4. Il est certain que la nature nous enseigne à consacrer au service de Dieu, une partie de notre vie ; car puisque nous tenons de lui tous les moments de notre durée, la reconnaissance et la justice veulent que nous lui en dédions quelques-uns, et même que nous ayons certains temps, que nous consacrions particulièrement à la piété. Mais d’observer le septième jour plutôt qu’un autre, et d’en étendre l’observation jusqu’aux bêtes, c’est ce qui a du rapport, non plus avec la nature, mais avec l’état où ce peuple se trouvait. Dieu ne voulait point qu’il perdit la mémoire du bienfait de la Création, en négligeant la pratique d’une fête, qu’il avait instituée dans l’intention de perpétuer la mémoire de ce grand événement.

On peut connaître à tous ces caractères que la loi du Décalogue ne diffère point de la loi naturelle dans son fonds et dans ses premiers principes, mais seulement dans sa manière et dans l’étendue qu’il fallut lui donner, pour la proportionner à l’état et aux besoins du peuple d’Israël. Cela est évident par une remarque générale que l’on peut faire sur ce sujet ; c’est que les grands motifs, qui soutiennent les préceptes de cette loi en général, sont les bénédictions et les malédictions temporelles ; qui sont les motifs que le souverain Législateur ait pu employer pour se faire obéir, lui qui pouvait menacer les hommes des peines éternelles destinées aux méchants, et annoncer à ceux qui observeraient sa loi, une vie éternelle et bienheureuse.
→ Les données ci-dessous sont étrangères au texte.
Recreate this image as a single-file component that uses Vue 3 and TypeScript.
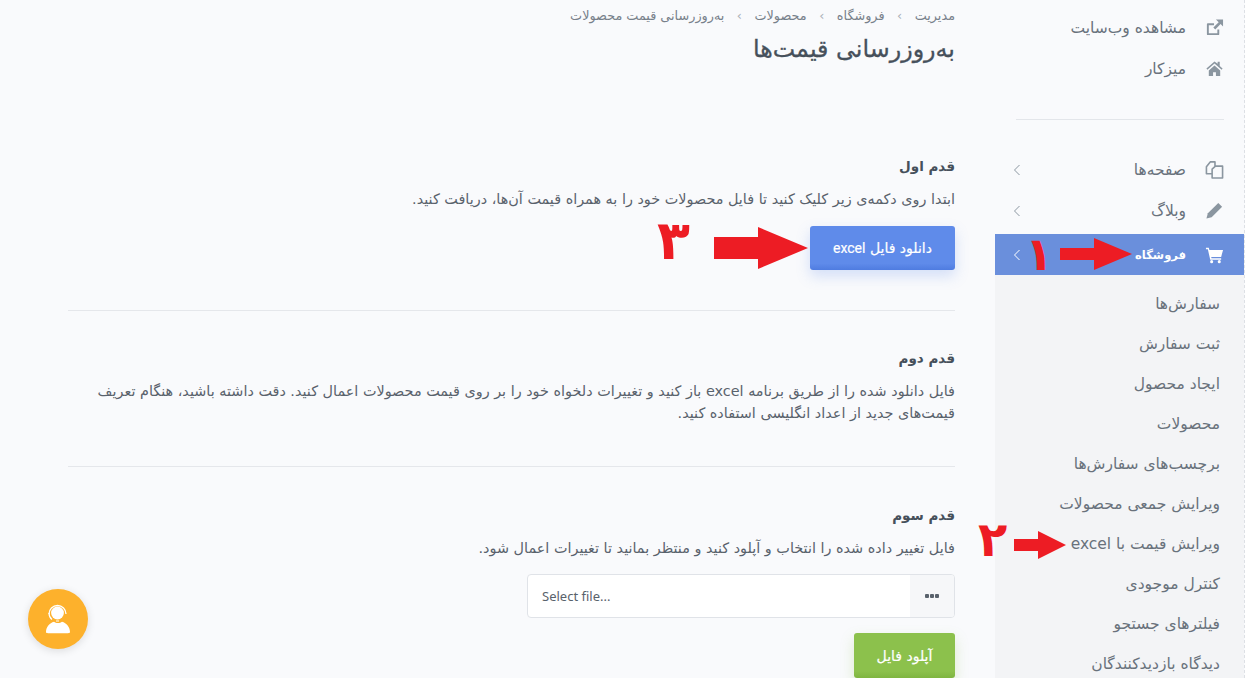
<template>
  <div class="page" dir="rtl">
    <aside class="sidebar">
      <nav class="nav-top">
        <a v-for="item in topLinks" :key="item.label" class="nav-item">
          <svg class="nav-icon" viewBox="0 0 20 20" v-html="item.icon"></svg>
          <span>{{ item.label }}</span>
        </a>
      </nav>
      <div class="nav-divider"></div>
      <nav class="nav-main">
        <a v-for="item in mainLinks" :key="item.label" :class="['nav-item', { active: item.active }]">
          <svg class="nav-icon" viewBox="0 0 20 20" v-html="item.icon"></svg>
          <span>{{ item.label }}</span>
          <svg class="chevron" viewBox="0 0 8 12"><path d="M6.5 1 1.5 6l5 5" /></svg>
        </a>
      </nav>
      <ul class="sub-nav">
        <li v-for="label in subLinks" :key="label">{{ label }}</li>
      </ul>
    </aside>

    <main class="content">
      <ol class="breadcrumb">
        <template v-for="(crumb, i) in crumbs" :key="crumb">
          <li>{{ crumb }}</li>
          <li v-if="i < crumbs.length - 1" class="sep">›</li>
        </template>
      </ol>
      <h1 class="title">به‌روزرسانی قیمت‌ها</h1>

      <section class="step step-first">
        <h2>قدم اول</h2>
        <p>ابتدا روی دکمه‌ی زیر کلیک کنید تا فایل محصولات خود را به همراه قیمت آن‌ها، دریافت کنید.</p>
        <button class="btn btn-blue" type="button">دانلود فایل <span class="latin">excel</span></button>
      </section>

      <section class="step step-second">
        <h2>قدم دوم</h2>
        <p>فایل دانلود شده را از طریق برنامه excel باز کنید و تغییرات دلخواه خود را بر روی قیمت محصولات اعمال کنید. دقت داشته باشید، هنگام تعریف قیمت‌های جدید از اعداد انگلیسی استفاده کنید.</p>
      </section>

      <section class="step step-third">
        <h2>قدم سوم</h2>
        <p>فایل تغییر داده شده را انتخاب و آپلود کنید و منتظر بمانید تا تغییرات اعمال شود.</p>
        <div class="file-row">
          <div class="file-input" dir="ltr">
            <span class="file-label">Select file...</span>
            <span class="file-more"><i></i><i></i><i></i></span>
          </div>
        </div>
        <button class="btn btn-green" type="button">آپلود فایل</button>
      </section>
    </main>

    <div class="support">
      <svg viewBox="0 0 40 40" width="40" height="40">
        <path d="M11 15a8.500 8.500 0 0 1 17 0" fill="none" stroke="#fff" stroke-width="1.3" />
        <path d="M11 14c0 3 1 5 3 6.500M21 22h-3" fill="none" stroke="#fff" stroke-width="1.2" />
        <circle cx="19.500" cy="14" r="6.400" fill="#fff" />
        <path d="M8 33c0-5 3.500-9 8-10.300 2 1.800 6 1.800 8 0 4.500 1.300 8 5.300 8 10.300 0 .8-1 1.200-2 1.200H10c-1 0-2-.4-2-1.200Z" fill="#fff" />
      </svg>
    </div>

    <div class="mark mark-one">۱</div>
    <svg class="arrow arrow-one" viewBox="0 0 72 32"><path d="M0 10h34V0l38 16-38 16V22H0Z" /></svg>
    <div class="mark mark-two">۲</div>
    <svg class="arrow arrow-two" viewBox="0 0 52 28"><path d="M0 8h24V0l28 14-28 14v-8H0Z" /></svg>
    <div class="mark mark-three">۳</div>
    <svg class="arrow arrow-three" viewBox="0 0 94 42"><path d="M0 10h44V0l50 21-50 21V32H0Z" /></svg>
  </div>
</template>

<script setup lang="ts">
const external = '<path d="M3 5.500h6.500v2H4V16h9v-4h2v5a1 1 0 0 1-1 1H3a1 1 0 0 1-1-1V6.500a1 1 0 0 1 1-1Z"/><path d="M11.500 1.500H19V9l-2.600-2.600-5.600 5.600-2-2 5.600-5.600Z"/>'
const home = '<path d="M10 2.500 1.500 10l1 1.200L10 4.800l7.500 6.400 1-1.200-3-2.600V3h-2.200v2.100Z"/><path d="M4 12 10 6.800 16 12v6h-4.500v-4h-3v4H4Z"/>'
const pages = '<path fill="none" stroke="currentColor" stroke-width="1.700" stroke-linejoin="round" d="M7.500 14.500H1.500V7L5.500 2H10.500V6.500M7.500 19V9.500L11 6.500H18.500V19Z"/>'
const pencil = '<path d="M14 2 18 6 7 17 1.500 18.500 3 13Z"/>'
const cart = '<path d="M1 3h3l.6 2.200H19l-2 7.300H6.500l.4 1.500H17v1.500H5.500L3 4.500H1Z"/><circle cx="7" cy="17.500" r="1.600"/><circle cx="15" cy="17.500" r="1.600"/>'

const topLinks = [
  { label: 'مشاهده وب‌سایت', icon: external },
  { label: 'میزکار', icon: home },
]

const mainLinks = [
  { label: 'صفحه‌ها', icon: pages, active: false },
  { label: 'وبلاگ', icon: pencil, active: false },
  { label: 'فروشگاه', icon: cart, active: true },
]

const subLinks = [
  'سفارش‌ها',
  'ثبت سفارش',
  'ایجاد محصول',
  'محصولات',
  'برچسب‌های سفارش‌ها',
  'ویرایش جمعی محصولات',
  'ویرایش قیمت با excel',
  'کنترل موجودی',
  'فیلترهای جستجو',
  'دیدگاه بازدیدکنندگان',
]

const crumbs = ['مدیریت', 'فروشگاه', 'محصولات', 'به‌روزرسانی قیمت محصولات']
</script>

<style>
html,
body {
  margin: 0;
  background: #f9fafc;
  overflow: hidden;
}
</style>

<style scoped>
.page {
  position: relative;
  display: flex;
  width: 1245px;
  height: 678px;
  overflow: hidden;
  background: #f9fafc;
  font-family: "DejaVu Sans", "Noto Sans", sans-serif;
  color: #4c5661;
}

.latin {
  font-family: Roboto, "Liberation Sans", sans-serif;
}

.sidebar {
  flex: 0 0 249px;
  height: 678px;
  border-right: 1px dashed #dde0e5;
  background: #f9fafc;
  color: #69727c;
  font-size: 15.500px;
}

.nav-top {
  padding-top: 7px;
}

.nav-item {
  display: flex;
  align-items: center;
  height: 41px;
  padding-right: 20px;
}

.nav-icon {
  width: 19px;
  height: 19px;
  margin-left: 19px;
  fill: #8b96a0;
  color: #8b96a0;
}

.nav-divider {
  height: 1px;
  margin: 30px 20px 29px 21px;
  background: #e3e6ea;
}

.nav-main .nav-item {
  position: relative;
}

.chevron {
  position: absolute;
  left: 18px;
  top: 15px;
  width: 8px;
  height: 12px;
  fill: none;
  stroke: #8b96a0;
  stroke-width: 1;
}

.nav-item.active {
  margin-top: 3px;
  background: #6a8fdc;
  color: #fff;
  font-size: 11.500px;
  font-weight: 700;
}

.nav-item.active .nav-icon {
  fill: #fff;
}

.nav-item.active .chevron {
  stroke: #fff;
}

.sub-nav {
  margin: 0;
  padding: 9px 24px 0 0;
  list-style: none;
  background: #f3f4f6;
  height: 410px;
  font-size: 15.500px;
}

.sub-nav li {
  height: 40px;
  line-height: 40px;
  white-space: nowrap;
}

.content {
  flex: 1;
  padding: 0 40px 0 68px;
}

.breadcrumb {
  display: flex;
  gap: 12.500px;
  margin: 0;
  padding: 7px 0 0;
  height: 23px;
  list-style: none;
  font-size: 12.800px;
  line-height: 17px;
  color: #77808a;
}

.breadcrumb .sep {
  color: #a9b0b8;
}

.title {
  margin: -1px 0 0;
  height: 41px;
  font-size: 23.800px;
  line-height: 40px;
  font-weight: 400;
  color: #46505b;
  -webkit-text-stroke: 0.3px #46505b;
}

.step h2 {
  margin: 0 0 12px;
  font-size: 13.500px;
  line-height: 20px;
  font-weight: 700;
  color: #46505b;
}

.step p {
  margin: 0;
  font-size: 14.400px;
  line-height: 22px;
  color: #59626c;
}

.step-first {
  padding: 86px 0 40px;
  border-bottom: 1px solid #e5e7eb;
}

.step-second {
  padding: 37px 0 42px;
  border-bottom: 1px solid #e5e7eb;
}

.step-third {
  padding: 38px 0 0;
}

.btn {
  display: block;
  margin: 16px 0 0;
  border: 0;
  border-radius: 3px;
  font: 400 14px "DejaVu Sans", sans-serif;
  color: #fff;
  -webkit-text-stroke: 0.2px #fff;
}

.btn-blue {
  width: 145px;
  height: 44px;
  background: linear-gradient(#5f8bea 85%, #4f7ce0);
  box-shadow: 0 6px 14px rgba(95, 139, 234, 0.25);
}

.btn-green {
  width: 101px;
  height: 45px;
  margin-top: 15px;
  background: linear-gradient(#8cc14c 85%, #7fb540);
  box-shadow: 0 6px 14px rgba(140, 193, 76, 0.25);
}

.file-row {
  display: flex;
  margin-top: 15px;
}

.file-input {
  display: flex;
  align-items: center;
  justify-content: space-between;
  box-sizing: border-box;
  width: 428px;
  height: 44px;
  border: 1px solid #e0e3e8;
  border-radius: 4px;
  background: #fff;
  overflow: hidden;
}

.file-label {
  padding-left: 14px;
  font: 13px "Noto Sans", sans-serif;
  color: #59626c;
}

.file-more {
  display: flex;
  align-items: center;
  justify-content: center;
  gap: 1px;
  width: 44px;
  height: 100%;
  background: #f6f7f9;
}

.file-more i {
  width: 4px;
  height: 4px;
  background: #59626c;
  border-radius: 1px;
}

.support {
  position: absolute;
  left: 28px;
  top: 589px;
  display: flex;
  align-items: center;
  justify-content: center;
  width: 60px;
  height: 60px;
  border-radius: 50%;
  background: #fdb12c;
  box-shadow: 0 2px 8px rgba(0, 0, 0, 0.12);
}

.mark {
  position: absolute;
  color: #ed1c24;
  font-weight: 700;
  line-height: 1;
}

.mark-one {
  left: 1025px;
  top: 231px;
  font-size: 46px;
}

.mark-two {
  left: 978px;
  top: 515px;
  font-size: 48px;
}

.mark-three {
  left: 657px;
  top: 214px;
  font-size: 54px;
}

.arrow {
  position: absolute;
  fill: #ed1c24;
}

.arrow-one {
  left: 1060px;
  top: 238px;
  width: 72px;
  height: 32px;
}

.arrow-two {
  left: 1014px;
  top: 531px;
  width: 52px;
  height: 28px;
}

.arrow-three {
  left: 714px;
  top: 227px;
  width: 94px;
  height: 42px;
}
</style>
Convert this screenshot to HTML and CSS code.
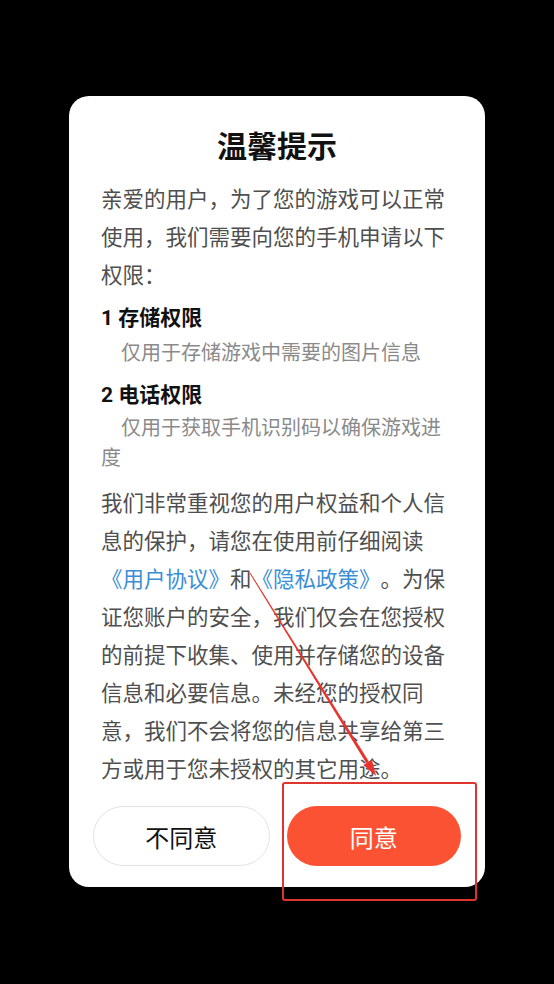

D’où vient-il qu’il supprime ces puissants motifs, ces objets redoutables, ou du moins qu’il ne les fait connaître que d’une manière confuse, pendant qu’il prend toute la force de ses promesses et de ses comminations, de la grandeur des biens et des maux corporels ? C’est qu’il proportionne sa loi à l’état dans lequel le peuple d’Israël se trouvait alors, le temps n’étant pas encore venu de révéler clairement la vie et l’immortalité bienheureuse en Jésus-Christ, qui, entre autres caractères de sa vocation divine, devait avoir celui d’une claire et abondante révélation.